I also have a few minor comments: 

L68: "effective" may require a definition in this context. 

L79: "neglecting the influence of water vapor": isn't the effect of water vapour included in lambda, as is common for snowcover models? 

Section 2.1: I found this section somewhat overly complex. I don't fully understand why the possibility of phase changes is not directly included in Eq. 1. Now, Eq. 5 is basically incompatible with Eq. 1, because melt is introduced at a later stage. I think this section could be simplified in this regard. 

L162: "as snow below the fusion is considered dry". In fact, an argument that is sometimes used is that snow contains a thin water film, even below zero. And that for that reason, it can be assumed that theta is never truly 0 in snow. I'm not sure what the authors think about this argument. 

L165: If one would set the hydraulic conductivity to 0, it would be possible to suppress any liquid water flow and tiny liquid water amounts. So it is not a given that there is a tendency for percolation, I think. 

L204: "for melting refreezing event in" is a somewhat broken phrasing 

L205-206: This is actually not the case in SNOWPACK. Maybe it was removed at some point, since Bartelt and Lehning 2002 is cited.
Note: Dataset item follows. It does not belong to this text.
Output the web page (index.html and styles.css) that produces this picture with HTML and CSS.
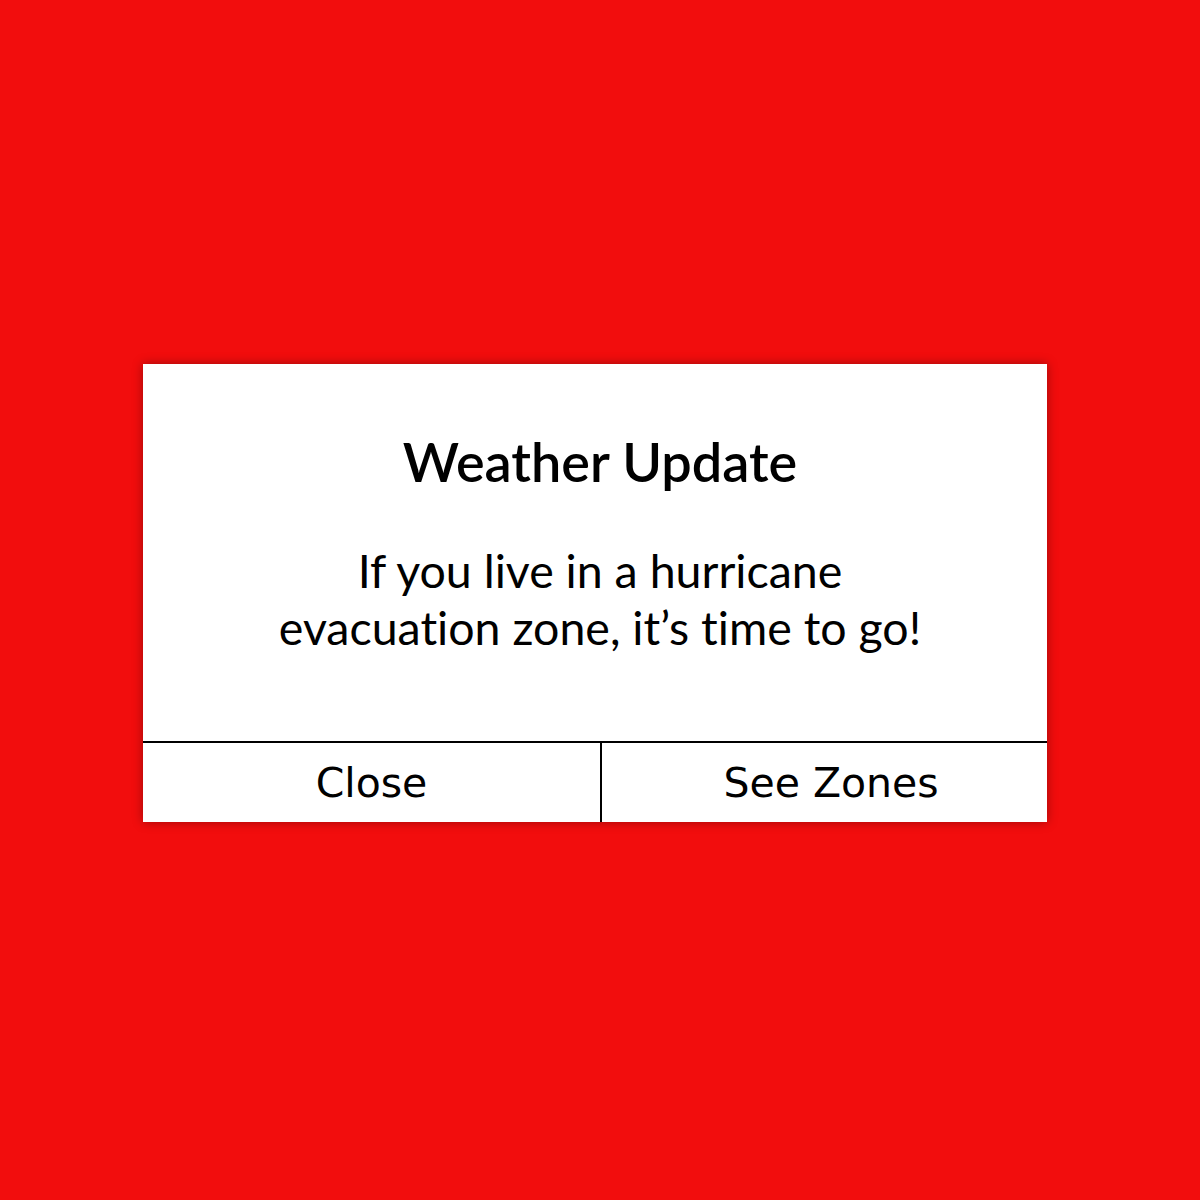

But I'm quite sure that phase changes translate volumetric contents between the ice and water phase. If models refreeze by increasing volumetric ice content, and melt by reducing element length, repeated melt-freeze cycles basically generate artificial ice layers, because it is an inconsistent approach. The current approach and reasoning in SNOWPACK is exactly what is described in L209-L212. 

L219: "Replacing Eq. 5 ..." is somewhat broken phrasing. 

L228: "we discretize as well" not sure this is proper phrasing 

L330: "when on the of the cell" needs rephrasing 

L346-347: "get stuck in cycles". I would say instead of the algorithm diverges, the solution diverges. And instead of get stuck in cycles, I would say that the solution oscillates. 

L361-362: This sentence is a bit unclear. I assume that this is not shown in the paper, so I would write: "This did not modify the results (not shown)." To signal to the readers that this is not further discussed.